山への装備品をどういうものにするかというのは、ケースや人によってどうやら想像以上に差があるみたいですね。面白いといったら叱られますが、今回みなさんから寄せられたコメントを拝読してそう感じています。
kc0930さんは相当な手練れでいらっしゃるようで、何気に深くお考えのうえで装備品を決めていらっしゃるご様子ですね。レインウェアは上だけといいつつ、パンツはしっかり撥水機能のものを選んでおられたりとか(つまり重複するものを省いておられるわけですね)。
みんながkc0930さんみたいであれば、遭難や事故はもっと減ることでしょう。
しかし現実はちょっと事情が違うみたいですね。あまり深く考えずに何も持ってこず、いざとなったときに困るというパターンが多いように見受けました。
ま、困るぐらいで済んだらいいですが、遭難というレベルまでいってしまってはシャレになりませんから、おっしゃるように、教科書通りが無難だと思います。
個人的にはツェルトもレインウェア(耐圧透湿性があるキチンとしたもの、簡易な合羽などの選択も含めて)も、どのような場合でも必携と言うのは少し違うかな?と考えています。
私自身は、踏破時間や標高、エスケープ可能かなどで装備を決めています。ビビりなのでツェルトは別としてレインウェアは持っていきますが。
お書きの通り、最悪な想定を見越した装備に越したことはありません。ただ取捨選択を迫られるのも事実。2時間程度で下山可能で暖かい時期且つ1000m程度なら、着替えとレスキューシートくらいでも、重篤な事態になる可能性が低いと思います。
ただ、初心者ほど装備は充実させるに越したことはなく、色々経験した後に各自取捨選択するで良いのでは?とも考えています。
逆にそうすると、ちょっと山に登ってみようかな?という人には費用的負担が大きく、ハードル上げ過ぎかとも感じます。
私は自分なりに試行錯誤したファーストエイド、レスキューシート、非常食、非常用水道水1リットル、上半身とパンツ靴下の着替えはどんな山でも必携してます。

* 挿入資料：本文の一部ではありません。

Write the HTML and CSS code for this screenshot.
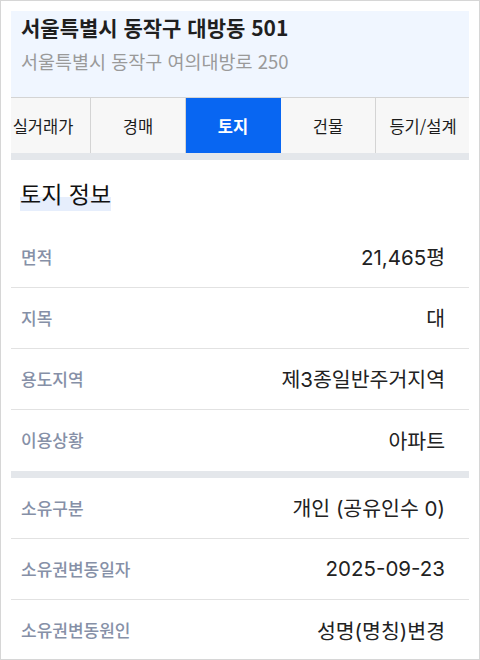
FILE: index.html
```html
<!DOCTYPE html>
<html lang="ko">
<head>
  <meta charset="UTF-8" />
  <meta name="viewport" content="width=device-width, initial-scale=1.0" />
  <title>토지 정보</title>
  <link rel="stylesheet" href="styles.css">
</head>
<body>
  <div class="frame">
    <div class="address">
      <div class="address-title">서울특별시 동작구 대방동 501</div>
      <div class="address-sub">서울특별시 동작구 여의대방로 250</div>
    </div>

    <div class="tabs">
      <div class="tab-track">
        <div class="tab">실거래가</div>
        <div class="tab">경매</div>
        <div class="tab active">토지</div>
        <div class="tab">건물</div>
        <div class="tab">등기/설계</div>
      </div>
    </div>
    <div class="divider"></div>

    <h2 class="section-title"><span>토지 정보</span></h2>

    <div class="rows">
      <div class="row"><span class="label">면적</span><span class="value">21,465평</span></div>
      <div class="row"><span class="label">지목</span><span class="value">대</span></div>
      <div class="row"><span class="label">용도지역</span><span class="value">제3종일반주거지역</span></div>
      <div class="row"><span class="label">이용상황</span><span class="value">아파트</span></div>
    </div>
    <div class="divider"></div>
    <div class="rows">
      <div class="row"><span class="label">소유구분</span><span class="value">개인 (공유인수 0)</span></div>
      <div class="row"><span class="label">소유권변동일자</span><span class="value">2025-09-23</span></div>
      <div class="row"><span class="label">소유권변동원인</span><span class="value">성명(명칭)변경</span></div>
    </div>
  </div>
</body>
</html>
```

FILE: styles.css
```css
* {
  box-sizing: border-box;
}

html, body {
  margin: 0;
  padding: 0;
  background: #fff;
}

body {
  font-family: "Noto Sans CJK KR", "Noto Sans", sans-serif;
  color: #222;
}

.frame {
  height: 660px;
  border: 1px solid #d6d6d6;
  padding: 10px 10px 0;
  overflow: hidden;
}

.address {
  background: #f0f6ff;
  padding: 3px 10px 23px;
}

.address-title {
  font-size: 21px;
  font-weight: 700;
  line-height: 26px;
  color: #1f1f1f;
}

.address-sub {
  margin-top: 8px;
  font-size: 18.5px;
  line-height: 26px;
  color: #9a9a9a;
}

.tabs {
  border-top: 1px solid #d4d4d4;
  background: #f7f7f7;
  overflow: hidden;
}

.tab-track {
  display: flex;
  margin-left: -15px;
}

.tab {
  flex: 0 0 95px;
  height: 55px;
  display: flex;
  align-items: center;
  justify-content: center;
  border-right: 1px solid #d4d4d4;
  font-size: 16.5px;
  white-space: nowrap;
  color: #1c1c1c;
}

.tab.active {
  background: #0866f2;
  border-right-color: #0866f2;
  color: #fff;
  font-weight: 700;
}

.divider {
  height: 7px;
  background: #e4e7eb;
}

.section-title {
  margin: 0;
  height: 67px;
  display: flex;
  align-items: center;
  padding-left: 9px;
  font-size: 23px;
  font-weight: 400;
  color: #111;
}

.section-title span {
  display: inline-block;
  line-height: 28px;
  padding-bottom: 4px;
  margin-top: 3px;
  background: linear-gradient(transparent 56%, #e6eefc 56%);
}

.row {
  height: 61px;
  display: flex;
  align-items: center;
  justify-content: space-between;
  padding: 0 24px 2px 10px;
  border-bottom: 1px solid #e2e2e2;
}

.rows .row:last-child {
  border-bottom: none;
}

.label {
  font-size: 17px;
  font-weight: 500;
  color: #8690a7;
}

.value {
  font-family: "Inter", "Noto Sans CJK KR", sans-serif;
  font-size: 20.5px;
  font-weight: 400;
  color: #222;
}
```
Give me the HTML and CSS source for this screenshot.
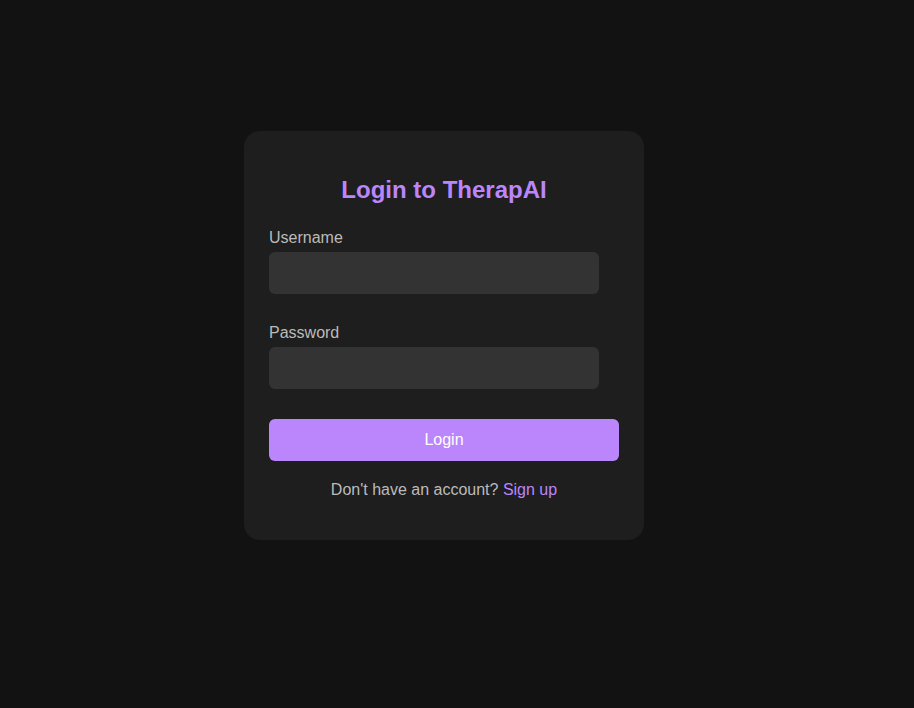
FILE: index.html
```html
<!DOCTYPE html>
<html>
<head>
<meta charset="utf-8">
<link rel="stylesheet" href="styles.css">
</head>
<body>
<div class="page">
  <div class="card">
    <h2 class="title">Login to TherapAI</h2>
    <form class="form">
      <label class="label" for="u">Username</label>
      <input class="input" id="u" type="text">
      <label class="label label-second" for="p">Password</label>
      <input class="input" id="p" type="password">
      <button class="btn" type="button">Login</button>
    </form>
    <p class="foot">Don't have an account? <a class="link" href="#">Sign up</a></p>
  </div>
</div>
</body>
</html>
```

FILE: styles.css
```css
html, body {
  margin: 0;
  padding: 0;
  background: #121212;
  font-family: "Liberation Sans", Arial, sans-serif;
}
.page {
  min-height: 708px;
  box-sizing: border-box;
  padding: 131px 0 0 244px;
}
.card {
  width: 400px;
  box-sizing: border-box;
  background: #1e1e1e;
  border-radius: 16px;
  padding: 25px 25px 25px;
}
.title {
  margin: 20px 0 25px;
  font-size: 24px;
  line-height: 28px;
  font-weight: bold;
  color: #bb86fc;
  text-align: center;
}
.form {
  display: flex;
  flex-direction: column;
  align-items: flex-start;
  margin: 0;
}
.label {
  font-size: 16px;
  line-height: 18px;
  color: #bbbbbb;
  margin-bottom: 5px;
}
.label-second {
  margin-top: 30px;
}
.input {
  width: 330px;
  height: 42px;
  box-sizing: border-box;
  background: #333333;
  border: none;
  border-radius: 6px;
  padding: 10px;
  color: #fff;
  font-size: 16px;
  font-family: inherit;
  outline: none;
}
.btn {
  margin-top: 30px;
  width: 350px;
  height: 42px;
  background: #bb86fc;
  border: none;
  border-radius: 6px;
  color: #ffffff;
  font-size: 16px;
  font-family: inherit;
  cursor: pointer;
}
.foot {
  margin: 20px 0 16px;
  text-align: center;
  font-size: 16px;
  line-height: 18px;
  color: #bbbbbb;
}
.link {
  color: #bb86fc;
  text-decoration: none;
}
```
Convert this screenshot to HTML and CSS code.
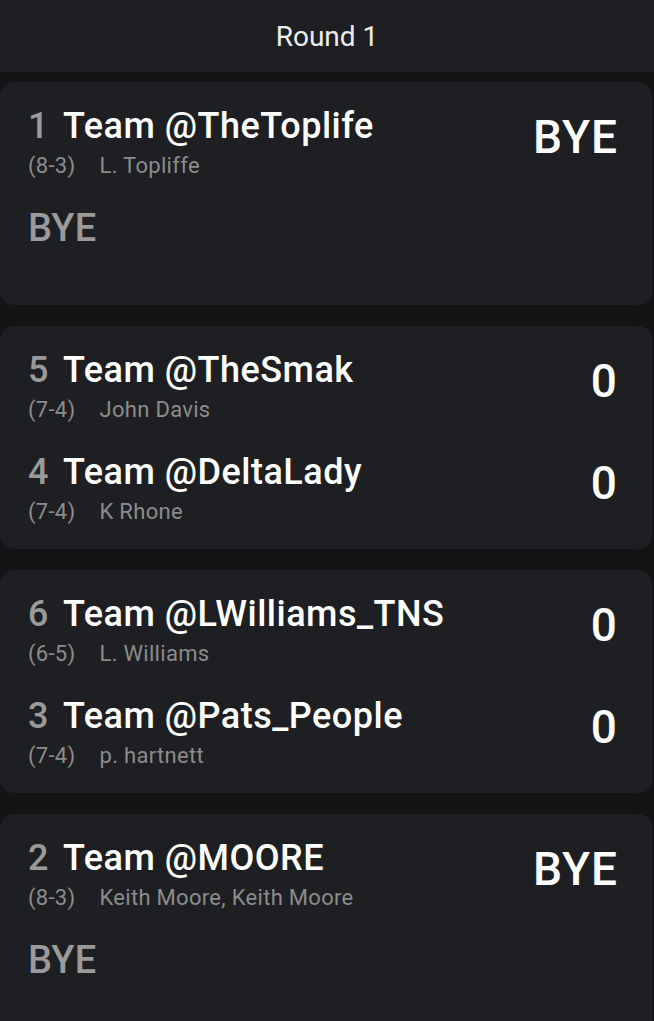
FILE: index.html
```html
<!DOCTYPE html>
<html>
<head>
<meta charset="utf-8">
<link rel="stylesheet" href="styles.css">
</head>
<body>
<header class="topbar">Round 1</header>
<main class="list">
  <section class="card">
    <div class="row">
      <div class="info">
        <div class="name"><span class="seed">1</span>Team @TheToplife</div>
        <div class="sub"><span class="rec">(8-3)</span>L. Topliffe</div>
      </div>
      <div class="score score-bye">BYE</div>
    </div>
    <div class="row">
      <div class="info">
        <div class="bye">BYE</div>
      </div>
    </div>
  </section>
  <section class="card">
    <div class="row">
      <div class="info">
        <div class="name"><span class="seed">5</span>Team @TheSmak</div>
        <div class="sub"><span class="rec">(7-4)</span>John Davis</div>
      </div>
      <div class="score">0</div>
    </div>
    <div class="row">
      <div class="info">
        <div class="name"><span class="seed">4</span>Team @DeltaLady</div>
        <div class="sub"><span class="rec">(7-4)</span>K Rhone</div>
      </div>
      <div class="score">0</div>
    </div>
  </section>
  <section class="card">
    <div class="row">
      <div class="info">
        <div class="name"><span class="seed">6</span>Team @LWilliams_TNS</div>
        <div class="sub"><span class="rec">(6-5)</span>L. Williams</div>
      </div>
      <div class="score">0</div>
    </div>
    <div class="row">
      <div class="info">
        <div class="name"><span class="seed">3</span>Team @Pats_People</div>
        <div class="sub"><span class="rec">(7-4)</span>p. hartnett</div>
      </div>
      <div class="score">0</div>
    </div>
  </section>
  <section class="card">
    <div class="row">
      <div class="info">
        <div class="name"><span class="seed">2</span>Team @MOORE</div>
        <div class="sub"><span class="rec">(8-3)</span>Keith Moore, Keith Moore</div>
      </div>
      <div class="score score-bye">BYE</div>
    </div>
    <div class="row">
      <div class="info">
        <div class="bye">BYE</div>
      </div>
    </div>
  </section>
</main>
</body>
</html>
```

FILE: styles.css
```css
html, body {
  margin: 0;
  padding: 0;
  background: #131416;
  font-family: Roboto, "Liberation Sans", sans-serif;
  overflow: hidden;
}
.topbar {
  height: 72px;
  background: #1e1f22;
  color: #ececec;
  font-size: 28px;
  font-weight: 400;
  display: flex;
  align-items: center;
  justify-content: center;
}
.list {
  display: flex;
  flex-direction: column;
  gap: 21px;
  padding-top: 10px;
  width: 652px;
}
.card {
  background: #1e1f22;
  border-radius: 14px;
  padding: 24px 35px 17px 28px;
  display: flex;
  flex-direction: column;
  gap: 22px;
}
.row {
  display: flex;
  justify-content: space-between;
  align-items: flex-start;
  height: 80px;
}
.name {
  color: #ffffff;
  font-size: 36px;
  font-weight: 500;
  letter-spacing: 0.5px;
  line-height: 40px;
  white-space: nowrap;
}
.seed {
  color: #9a9a9a;
  margin-right: 14px;
  font-variant-numeric: tabular-nums;
}
.sub {
  color: #8c8c8c;
  font-size: 22px;
  letter-spacing: 0.3px;
  line-height: 40px;
  white-space: nowrap;
}
.rec {
  margin-right: 24px;
}
.bye {
  color: #9a9a9a;
  font-size: 38px;
  font-weight: 500;
  letter-spacing: 0.3px;
  line-height: 40px;
}
.score {
  color: #ffffff;
  font-size: 46px;
  font-weight: 500;
  line-height: 62px;
}
.score-bye {
  letter-spacing: 1px;
  margin-right: -1px;
}
```
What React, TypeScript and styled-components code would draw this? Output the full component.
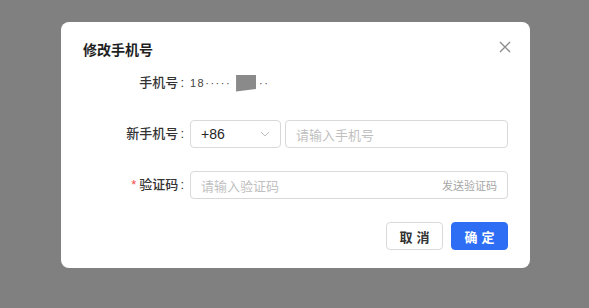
import styled, { createGlobalStyle } from "styled-components"

const Global = createGlobalStyle`
  html, body { margin: 0; height: 100%; }
  body {
    background: #808080;
    font-family: "Liberation Sans", "Noto Sans CJK SC", sans-serif;
    color: #262626;
  }
`

const Backdrop = styled.div`
  padding: 22px 0 0 61px;
`

const Modal = styled.div`
  position: relative;
  width: 469px;
  height: 246px;
  box-sizing: border-box;
  background: #fff;
  border-radius: 8px;
  padding: 17px 22px 18px 22px;
  display: flex;
  flex-direction: column;
`

const Title = styled.div`
  font-size: 14px;
  font-weight: 700;
  line-height: 22px;
  color: #1f1f1f;
`

const Close = styled.button`
  position: absolute;
  top: 17px;
  right: 17px;
  width: 16px;
  height: 16px;
  padding: 0;
  border: 0;
  background: none;
  cursor: pointer;
  display: flex;
`

const Form = styled.div`
  display: flex;
  flex-direction: column;
  margin-top: 11px;
`

const Row = styled.div<{ $gap: number }>`
  display: flex;
  align-items: center;
  margin-top: ${({ $gap }) => $gap}px;
`

const Label = styled.div`
  width: 107px;
  flex: none;
  text-align: right;
  padding-right: 6px;
  box-sizing: border-box;
  font-size: 13px;
  font-weight: 500;
  color: #333;
  line-height: 22px;
`

const Colon = styled.span`
  margin-left: 2px;
`

const Star = styled.span`
  color: #f04b4b;
  margin-right: 3px;
`

const Masked = styled.div`
  display: flex;
  align-items: center;
  height: 22px;
  font-size: 11px;
  color: #444;
  letter-spacing: 1.5px;
`

const Block = styled.span`
  display: inline-block;
  width: 20px;
  height: 17px;
  background: #8a8a8a;
  margin: 0 3px 0 5px;
  clip-path: polygon(0 0, 100% 0, 100% 85%, 0 100%);
`

const Field = styled.div<{ $w: number }>`
  width: ${({ $w }) => $w}px;
  height: 28px;
  box-sizing: border-box;
  border: 1px solid #d9d9d9;
  border-radius: 4px;
  display: flex;
  align-items: center;
  padding: 0 10px;
  font-size: 13px;
`

const Value = styled.span`
  flex: 1;
  color: #262626;
  font-size: 14px;
`

const Placeholder = styled.span`
  flex: 1;
  color: #bfbfbf;
`

const Suffix = styled.span`
  color: #a6a6a6;
  font-size: 11px;
`

const Footer = styled.div`
  display: flex;
  justify-content: flex-end;
  gap: 8px;
  margin-top: 23px;
`

const Button = styled.button<{ $primary?: boolean }>`
  width: 57px;
  height: 28px;
  border-radius: 4px;
  font-family: inherit;
  font-size: 13px;
  font-weight: 600;
  letter-spacing: 4px;
  padding: 0 0 0 4px;
  border: 1px solid ${({ $primary }) => ($primary ? "#2e6ef5" : "#d9d9d9")};
  background: ${({ $primary }) => ($primary ? "#2e6ef5" : "#fff")};
  color: ${({ $primary }) => ($primary ? "#fff" : "#333")};
`

export default function App() {
  return (
    <Backdrop>
      <Global />
      <Modal>
        <Title>修改手机号</Title>
        <Close aria-label="close">
          <svg width="16" height="16" viewBox="0 0 16 16">
            <path d="M3 3 L13 13 M13 3 L3 13" stroke="#8c8c8c" strokeWidth="1.4" />
          </svg>
        </Close>
        <Form>
          <Row $gap={0}>
            <Label>
              手机号<Colon>:</Colon>
            </Label>
            <Masked>
              18·····<Block />··
            </Masked>
          </Row>
          <Row $gap={26}>
            <Label>
              新手机号<Colon>:</Colon>
            </Label>
            <Field $w={91}>
              <Value>+86</Value>
              <svg width="10" height="6" viewBox="0 0 10 6">
                <path d="M1 1 L5 5 L9 1" fill="none" stroke="#bfbfbf" strokeWidth="1" />
              </svg>
            </Field>
            <Field $w={223} style={{ marginLeft: 4 }}>
              <Placeholder>请输入手机号</Placeholder>
            </Field>
          </Row>
          <Row $gap={23}>
            <Label>
              <Star>*</Star>验证码<Colon>:</Colon>
            </Label>
            <Field $w={318}>
              <Placeholder>请输入验证码</Placeholder>
              <Suffix>发送验证码</Suffix>
            </Field>
          </Row>
        </Form>
        <Footer>
          <Button>取消</Button>
          <Button $primary>确定</Button>
        </Footer>
      </Modal>
    </Backdrop>
  )
}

ちなみに私が登山始めた昭和後期の六甲や金剛山では、ビニールペラペラの合羽やポンチョが普通でした。
コメントありがとうございます。
ひろぽんさんのコメントを拝読して、ご自分なりの試行錯誤の末、ご自分なりの基準を構築され、よく練られたお考えを確立されているのだなと感服いたしました。
「自己責任」という言葉がさまざまなシーンで語られますが、登山装備をどういうものにするかということも、最終的にはまさに自己責任ということなのでしょうね。
ただし、万が一、遭難や事故に至ってしまい、他者の手を煩わせることになった場合は自己責任というだけでは済まないケースもあり得ますから、そういう場合も想定したうえで問われる自己責任ということなのだろうと思います。
また、ご指摘のように、登山装備は特殊な素材などでつくられていることもあるので、必ずしも安価とは限りませんよね。たしかに、ビギナーの人のほうが経済的負担が大きくなるという矛盾をはらんでいそうですね。そのため、お金を節約したいというビギナーが不十分な装備になる傾向がもしあるとしたら、それはちょっと怖い状況ですね。
今回、この日記がきっかけとなって、いろんな方からいろんなご意見をいただいていますが、改めてそれぞれの人にとっての登山装備のあり方を見直すきっかけに、もし、少しでもなっているのならば、書いた人間としては多少なりとも書いた意味があったかなと思っています。
ちなみに、私もビニールペラペラのポンチョで登山を始めたクチです(笑)。